[START OF Provided data]

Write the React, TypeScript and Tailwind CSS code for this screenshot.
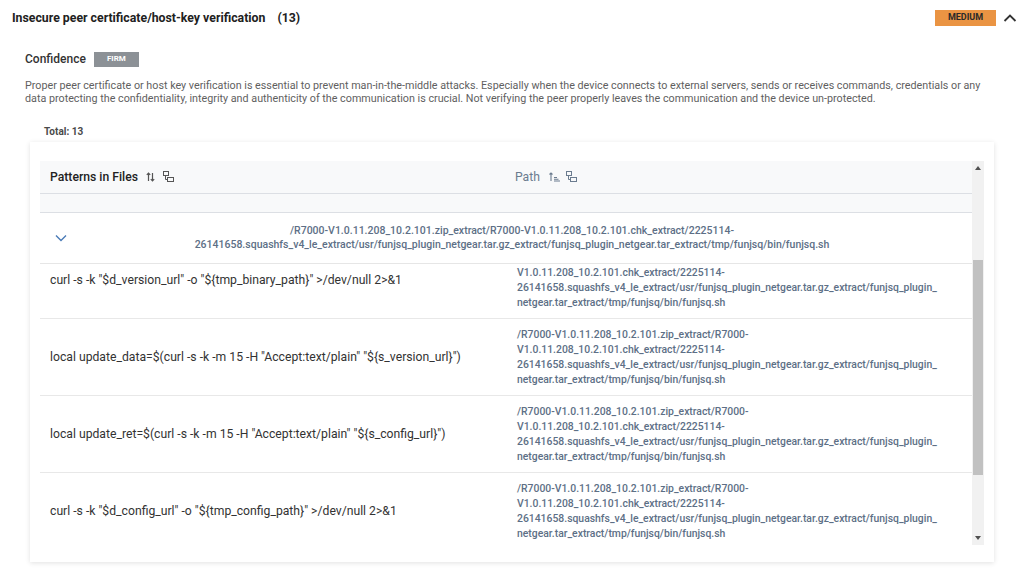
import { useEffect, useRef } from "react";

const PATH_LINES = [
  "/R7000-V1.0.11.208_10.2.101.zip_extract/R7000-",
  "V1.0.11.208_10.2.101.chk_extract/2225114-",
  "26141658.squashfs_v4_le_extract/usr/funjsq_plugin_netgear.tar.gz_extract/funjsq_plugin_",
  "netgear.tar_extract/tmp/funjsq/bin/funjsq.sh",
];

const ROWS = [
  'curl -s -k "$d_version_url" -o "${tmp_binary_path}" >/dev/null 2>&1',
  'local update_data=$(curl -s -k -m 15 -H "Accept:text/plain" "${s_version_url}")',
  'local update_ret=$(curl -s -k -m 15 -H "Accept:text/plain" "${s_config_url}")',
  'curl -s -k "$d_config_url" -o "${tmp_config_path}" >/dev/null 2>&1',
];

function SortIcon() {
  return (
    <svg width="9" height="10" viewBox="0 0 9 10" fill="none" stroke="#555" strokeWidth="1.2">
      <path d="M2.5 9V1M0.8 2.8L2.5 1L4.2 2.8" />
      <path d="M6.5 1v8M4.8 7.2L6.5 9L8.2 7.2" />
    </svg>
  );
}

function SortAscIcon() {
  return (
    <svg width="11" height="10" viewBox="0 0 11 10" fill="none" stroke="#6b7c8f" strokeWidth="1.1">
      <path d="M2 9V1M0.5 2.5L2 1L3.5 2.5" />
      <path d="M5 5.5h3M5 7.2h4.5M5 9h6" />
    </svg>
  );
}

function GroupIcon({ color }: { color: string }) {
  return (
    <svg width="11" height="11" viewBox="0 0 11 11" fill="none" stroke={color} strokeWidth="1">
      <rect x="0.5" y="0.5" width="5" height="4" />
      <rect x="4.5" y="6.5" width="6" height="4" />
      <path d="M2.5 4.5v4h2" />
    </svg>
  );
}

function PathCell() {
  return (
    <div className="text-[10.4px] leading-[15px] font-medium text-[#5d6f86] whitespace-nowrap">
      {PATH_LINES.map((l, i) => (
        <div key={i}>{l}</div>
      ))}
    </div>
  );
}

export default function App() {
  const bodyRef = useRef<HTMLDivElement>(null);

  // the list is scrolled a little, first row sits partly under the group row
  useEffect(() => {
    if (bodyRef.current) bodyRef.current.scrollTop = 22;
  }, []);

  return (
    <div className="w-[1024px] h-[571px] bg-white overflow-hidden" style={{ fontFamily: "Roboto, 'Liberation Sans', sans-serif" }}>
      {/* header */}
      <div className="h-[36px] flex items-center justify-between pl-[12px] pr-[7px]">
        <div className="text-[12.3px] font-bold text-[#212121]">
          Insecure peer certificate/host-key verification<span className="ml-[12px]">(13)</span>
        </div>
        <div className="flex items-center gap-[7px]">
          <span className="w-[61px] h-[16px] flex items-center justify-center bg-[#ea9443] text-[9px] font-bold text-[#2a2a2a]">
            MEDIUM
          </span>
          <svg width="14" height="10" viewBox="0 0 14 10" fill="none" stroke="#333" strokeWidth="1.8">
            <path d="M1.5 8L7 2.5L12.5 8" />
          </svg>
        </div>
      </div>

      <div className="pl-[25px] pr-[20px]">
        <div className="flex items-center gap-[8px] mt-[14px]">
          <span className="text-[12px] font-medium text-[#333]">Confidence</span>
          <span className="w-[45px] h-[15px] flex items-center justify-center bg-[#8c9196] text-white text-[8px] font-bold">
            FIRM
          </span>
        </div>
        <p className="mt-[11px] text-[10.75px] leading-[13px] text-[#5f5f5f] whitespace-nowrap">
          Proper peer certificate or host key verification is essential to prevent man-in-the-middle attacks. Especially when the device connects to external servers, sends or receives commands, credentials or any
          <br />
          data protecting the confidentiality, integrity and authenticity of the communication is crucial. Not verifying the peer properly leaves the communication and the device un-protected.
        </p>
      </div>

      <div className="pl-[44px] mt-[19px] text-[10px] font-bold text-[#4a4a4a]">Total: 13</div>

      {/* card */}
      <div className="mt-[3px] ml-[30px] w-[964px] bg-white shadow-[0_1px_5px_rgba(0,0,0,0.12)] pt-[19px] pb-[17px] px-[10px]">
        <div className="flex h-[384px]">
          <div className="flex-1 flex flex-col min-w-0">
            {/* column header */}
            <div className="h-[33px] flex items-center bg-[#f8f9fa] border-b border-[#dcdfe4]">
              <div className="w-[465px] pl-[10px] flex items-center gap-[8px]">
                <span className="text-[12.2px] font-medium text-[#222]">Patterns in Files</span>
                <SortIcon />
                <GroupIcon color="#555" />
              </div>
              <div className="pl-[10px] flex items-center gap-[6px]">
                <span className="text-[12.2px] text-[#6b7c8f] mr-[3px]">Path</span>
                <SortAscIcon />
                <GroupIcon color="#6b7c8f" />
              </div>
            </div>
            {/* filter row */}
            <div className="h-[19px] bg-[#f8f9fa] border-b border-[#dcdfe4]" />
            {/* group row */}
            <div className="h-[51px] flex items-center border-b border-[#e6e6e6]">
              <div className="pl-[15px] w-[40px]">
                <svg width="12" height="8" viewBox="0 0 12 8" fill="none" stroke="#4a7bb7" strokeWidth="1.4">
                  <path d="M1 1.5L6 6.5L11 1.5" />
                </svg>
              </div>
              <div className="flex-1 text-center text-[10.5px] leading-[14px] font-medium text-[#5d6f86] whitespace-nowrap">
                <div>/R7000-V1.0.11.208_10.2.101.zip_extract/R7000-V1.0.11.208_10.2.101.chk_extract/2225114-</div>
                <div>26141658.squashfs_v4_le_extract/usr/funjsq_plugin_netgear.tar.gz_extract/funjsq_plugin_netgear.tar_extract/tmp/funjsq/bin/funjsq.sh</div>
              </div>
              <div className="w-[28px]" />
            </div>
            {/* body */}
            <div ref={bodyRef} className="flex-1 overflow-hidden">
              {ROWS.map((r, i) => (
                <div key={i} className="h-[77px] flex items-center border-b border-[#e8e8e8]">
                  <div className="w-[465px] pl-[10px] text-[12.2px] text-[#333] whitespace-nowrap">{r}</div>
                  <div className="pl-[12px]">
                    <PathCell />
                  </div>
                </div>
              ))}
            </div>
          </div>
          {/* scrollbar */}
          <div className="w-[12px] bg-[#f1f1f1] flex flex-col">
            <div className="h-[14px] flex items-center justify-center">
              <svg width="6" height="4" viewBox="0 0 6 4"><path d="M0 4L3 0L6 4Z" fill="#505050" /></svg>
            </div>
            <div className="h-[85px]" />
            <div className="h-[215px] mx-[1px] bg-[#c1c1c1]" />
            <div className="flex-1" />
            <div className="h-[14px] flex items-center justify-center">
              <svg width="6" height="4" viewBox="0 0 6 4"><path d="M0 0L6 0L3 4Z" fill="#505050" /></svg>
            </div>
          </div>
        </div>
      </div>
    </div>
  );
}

[END OF Provided data]

§ What is required
Go through the data above and transcribe it in full, omitting any image.

§ Output for this exercise
Write the React, TypeScript and Tailwind CSS code for this screenshot.
import { useEffect, useRef } from "react";

const PATH_LINES = [
  "/R7000-V1.0.11.208_10.2.101.zip_extract/R7000-",
  "V1.0.11.208_10.2.101.chk_extract/2225114-",
  "26141658.squashfs_v4_le_extract/usr/funjsq_plugin_netgear.tar.gz_extract/funjsq_plugin_",
  "netgear.tar_extract/tmp/funjsq/bin/funjsq.sh",
];

const ROWS = [
  'curl -s -k "$d_version_url" -o "${tmp_binary_path}" >/dev/null 2>&1',
  'local update_data=$(curl -s -k -m 15 -H "Accept:text/plain" "${s_version_url}")',
  'local update_ret=$(curl -s -k -m 15 -H "Accept:text/plain" "${s_config_url}")',
  'curl -s -k "$d_config_url" -o "${tmp_config_path}" >/dev/null 2>&1',
];

function SortIcon() {
  return (
    <svg width="9" height="10" viewBox="0 0 9 10" fill="none" stroke="#555" strokeWidth="1.2">
      <path d="M2.5 9V1M0.8 2.8L2.5 1L4.2 2.8" />
      <path d="M6.5 1v8M4.8 7.2L6.5 9L8.2 7.2" />
    </svg>
  );
}

function SortAscIcon() {
  return (
    <svg width="11" height="10" viewBox="0 0 11 10" fill="none" stroke="#6b7c8f" strokeWidth="1.1">
      <path d="M2 9V1M0.5 2.5L2 1L3.5 2.5" />
      <path d="M5 5.5h3M5 7.2h4.5M5 9h6" />
    </svg>
  );
}

function GroupIcon({ color }: { color: string }) {
  return (
    <svg width="11" height="11" viewBox="0 0 11 11" fill="none" stroke={color} strokeWidth="1">
      <rect x="0.5" y="0.5" width="5" height="4" />
      <rect x="4.5" y="6.5" width="6" height="4" />
      <path d="M2.5 4.5v4h2" />
    </svg>
  );
}

function PathCell() {
  return (
    <div className="text-[10.4px] leading-[15px] font-medium text-[#5d6f86] whitespace-nowrap">
      {PATH_LINES.map((l, i) => (
        <div key={i}>{l}</div>
      ))}
    </div>
  );
}

export default function App() {
  const bodyRef = useRef<HTMLDivElement>(null);

  // the list is scrolled a little, first row sits partly under the group row
  useEffect(() => {
    if (bodyRef.current) bodyRef.current.scrollTop = 22;
  }, []);

  return (
    <div className="w-[1024px] h-[571px] bg-white overflow-hidden" style={{ fontFamily: "Roboto, 'Liberation Sans', sans-serif" }}>
      {/* header */}
      <div className="h-[36px] flex items-center justify-between pl-[12px] pr-[7px]">
        <div className="text-[12.3px] font-bold text-[#212121]">
          Insecure peer certificate/host-key verification<span className="ml-[12px]">(13)</span>
        </div>
        <div className="flex items-center gap-[7px]">
          <span className="w-[61px] h-[16px] flex items-center justify-center bg-[#ea9443] text-[9px] font-bold text-[#2a2a2a]">
            MEDIUM
          </span>
          <svg width="14" height="10" viewBox="0 0 14 10" fill="none" stroke="#333" strokeWidth="1.8">
            <path d="M1.5 8L7 2.5L12.5 8" />
          </svg>
        </div>
      </div>

      <div className="pl-[25px] pr-[20px]">
        <div className="flex items-center gap-[8px] mt-[14px]">
          <span className="text-[12px] font-medium text-[#333]">Confidence</span>
          <span className="w-[45px] h-[15px] flex items-center justify-center bg-[#8c9196] text-white text-[8px] font-bold">
            FIRM
          </span>
        </div>
        <p className="mt-[11px] text-[10.75px] leading-[13px] text-[#5f5f5f] whitespace-nowrap">
          Proper peer certificate or host key verification is essential to prevent man-in-the-middle attacks. Especially when the device connects to external servers, sends or receives commands, credentials or any
          <br />
          data protecting the confidentiality, integrity and authenticity of the communication is crucial. Not verifying the peer properly leaves the communication and the device un-protected.
        </p>
      </div>

      <div className="pl-[44px] mt-[19px] text-[10px] font-bold text-[#4a4a4a]">Total: 13</div>

      {/* card */}
      <div className="mt-[3px] ml-[30px] w-[964px] bg-white shadow-[0_1px_5px_rgba(0,0,0,0.12)] pt-[19px] pb-[17px] px-[10px]">
        <div className="flex h-[384px]">
          <div className="flex-1 flex flex-col min-w-0">
            {/* column header */}
            <div className="h-[33px] flex items-center bg-[#f8f9fa] border-b border-[#dcdfe4]">
              <div className="w-[465px] pl-[10px] flex items-center gap-[8px]">
                <span className="text-[12.2px] font-medium text-[#222]">Patterns in Files</span>
                <SortIcon />
                <GroupIcon color="#555" />
              </div>
              <div className="pl-[10px] flex items-center gap-[6px]">
                <span className="text-[12.2px] text-[#6b7c8f] mr-[3px]">Path</span>
                <SortAscIcon />
                <GroupIcon color="#6b7c8f" />
              </div>
            </div>
            {/* filter row */}
            <div className="h-[19px] bg-[#f8f9fa] border-b border-[#dcdfe4]" />
            {/* group row */}
            <div className="h-[51px] flex items-center border-b border-[#e6e6e6]">
              <div className="pl-[15px] w-[40px]">
                <svg width="12" height="8" viewBox="0 0 12 8" fill="none" stroke="#4a7bb7" strokeWidth="1.4">
                  <path d="M1 1.5L6 6.5L11 1.5" />
                </svg>
              </div>
              <div className="flex-1 text-center text-[10.5px] leading-[14px] font-medium text-[#5d6f86] whitespace-nowrap">
                <div>/R7000-V1.0.11.208_10.2.101.zip_extract/R7000-V1.0.11.208_10.2.101.chk_extract/2225114-</div>
                <div>26141658.squashfs_v4_le_extract/usr/funjsq_plugin_netgear.tar.gz_extract/funjsq_plugin_netgear.tar_extract/tmp/funjsq/bin/funjsq.sh</div>
              </div>
              <div className="w-[28px]" />
            </div>
            {/* body */}
            <div ref={bodyRef} className="flex-1 overflow-hidden">
              {ROWS.map((r, i) => (
                <div key={i} className="h-[77px] flex items-center border-b border-[#e8e8e8]">
                  <div className="w-[465px] pl-[10px] text-[12.2px] text-[#333] whitespace-nowrap">{r}</div>
                  <div className="pl-[12px]">
                    <PathCell />
                  </div>
                </div>
              ))}
            </div>
          </div>
          {/* scrollbar */}
          <div className="w-[12px] bg-[#f1f1f1] flex flex-col">
            <div className="h-[14px] flex items-center justify-center">
              <svg width="6" height="4" viewBox="0 0 6 4"><path d="M0 4L3 0L6 4Z" fill="#505050" /></svg>
            </div>
            <div className="h-[85px]" />
            <div className="h-[215px] mx-[1px] bg-[#c1c1c1]" />
            <div className="flex-1" />
            <div className="h-[14px] flex items-center justify-center">
              <svg width="6" height="4" viewBox="0 0 6 4"><path d="M0 0L6 0L3 4Z" fill="#505050" /></svg>
            </div>
          </div>
        </div>
      </div>
    </div>
  );
}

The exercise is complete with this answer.